Hartmann’s treatment of Louis sets out to answer a basic question, how much did Louis contribute to the making of Germany? But thankfully, he doesn’t let this teleology cloud his biography of this most interesting king. He details the events of Louis’s life at the first part of one of the book’s two massive core chapters, explains his family relations, then goes for themes, the constituent parts of Louis’s manifold kingdom and his politics in them, the relations with outside polities (especially the Moravians), and then in the other core chapter, methods of rule, officials, law, relations with the nobility, the Church, mission endeavours, and a short but trenchant section on culture and learning, which is often neglected in work on East Francia, what makes the sudden Ottonian burst of it look like a Renaissance that perhaps we don’t need. There was no court school, but Hraban Maur trained an awful lot of intellectuals and his monastery at Fulda developed a substantial output both in Latin and German, and it was only one of many centres. The closing section, on the economy, is baldest of all, mainly through lack of evidence, but also because it’s not Hartmann’s favourite topic (which appears, from his bibliography, to be synods and conciliar records). A lot of this, it could be argued, doesn’t go very deep, and indeed it is often rather like a list of cites and no more, showing that Louis, for example, issued such-and-such a number of charters to Alemannia between 829 and 844 despite not ruling there whereas actually fewer to Bavaria where he did, and so on. But these are actually very useful collections of data for someone who might want to take this study further: whatever your topic may be, as long as it’s not the economy, you can probably start from here, and until someone has, I think it’s defensible to say that Hartmann has said all that is safe to say. As far as safe judgement goes, he had the dissertation from which Goldberg’s book came, and frequently cites it, but doesn’t always agree, so there’s an element of safe-making there which may be interesting, especially as Goldberg presumably had this to hand when revising his thesis for publication…
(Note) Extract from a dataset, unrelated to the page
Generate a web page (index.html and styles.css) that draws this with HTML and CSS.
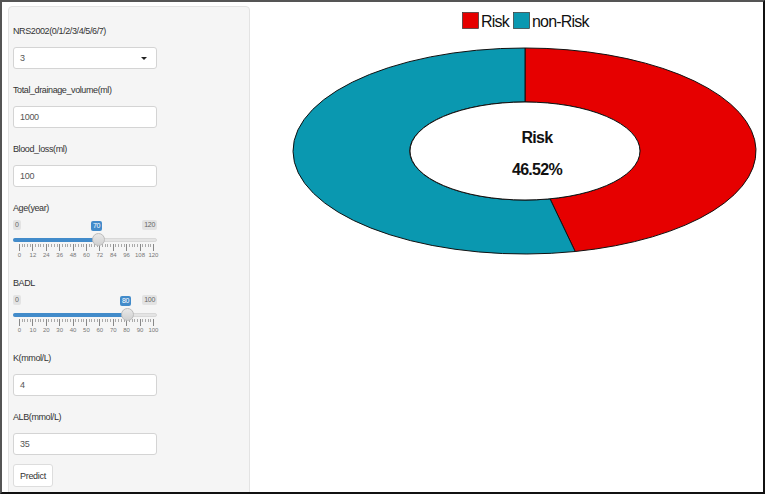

Anyway, I like it. The German is very clear and even the lists are at least nicely-phrased. He makes a case that Louis started with considerable ambitions on the western kingdoms of his brothers, but finished his reign conceptually more confined to his finished domains, which were after 870 basically the same kingdom, less the Pannonian portions, that Henry the Fowler took over in 919. He didn’t try and become Holy Roman Emperor in 875 in competition with Charles the Bald, he stayed in ‘Germany’ and sent his son, and by then St Gall were already calling him imperator anyway it seems, which is interesting. When Louis died, Charles was unable to talk the various kingdoms’ nobility into letting him take over; instead Louis’s sons succeeded, Charles the Fat eventually swept the lot and of course in 884 took over even the West; but then, in 887, it was the Saxons, Bavarians, Alemans and East Franks together that rose against him. Hartmann argues persuasively that forty-odd years of being made to act collectively brought these disparate groups into a common frame of reference, that worked together, which is as much a Germany as one can get this early, and blames Louis for this. And it is a case, but the case is far from being all the book.
Just one quibble. Hartmann uses royal charters very heavily in this book, for itinerary information and for evidence of whom Louis had connections with and whom he favoured. The former, with Carolingian acta at least, is fair enough, because they do give a location where they were issued, and since they don’t usually have witnesses we don’t have to worry (though perhaps we should) as to whether the date refers to the meeting at which the donation was agreed, the meeting where it was witnessed, or the actual making of the charter that records it, and which of those bits if any might actually have involved the king in person… The favour bit, though, is a problem, and one that I’ve written about before. Hartmann argues (pp. 89-90) that because of the above-mentioned predominance of Aleman charter recipients when Louis was only King of Bavaria, 829-843 in effective terms, he must have been working hard to get a foothold in this kingdom that was technically at the time assigned to Charles the Bald. And this may be true, but it’s not certain, because of course you only, as king, issue a royal charter when someone comes and asks you for one, you don’t just gift someone out of the blue with estates with no negotiation or fore-warning. So what this shows is almost more interesting, that a lot of churches in Alemannia thought that they’d get better shrift and security from Louis even when they’d just been given a king of their own in the form of Charles. And that may indeed be because Louis was agitating very hard in the area, but that isn’t something we can just assume. This hardly ruins a good book, but I do wish that Carolingianists in particular would wake up to this extra step in the logic of these documents. Mark Mersiowsky published a piece on this in, er, 2000, but it was pretty evident to people like me and my Catalan virtual instructors that such was the case because of one of the things I was talking about at Haskins, royal charters issued to areas where the king no longer has direct authority and which therefore can’t be genuine evidence of his gifting policy.1 Who gets charters, wants charters, and that’s where the enquiry needs to focus.
1. Mark Mersiowsky, “Towards a Reappraisal of Carolingian Sovereign Charters” in Karl Heidecker (ed.), Charters and the Use of the Written Word in Medieval Society, Utrecht Studies in Medieval Literacy 5 (Turnhout 2000), pp. 15-25; J. Jarrett, “Legends in their own Lifetime: the late Carolingians and Catalonia”, paper presented in session ‘The Legend of Charlemagne and the Negotiation of Power’, Haskins Society Conference, Georgetown University, Washington DC, 7th November 2008.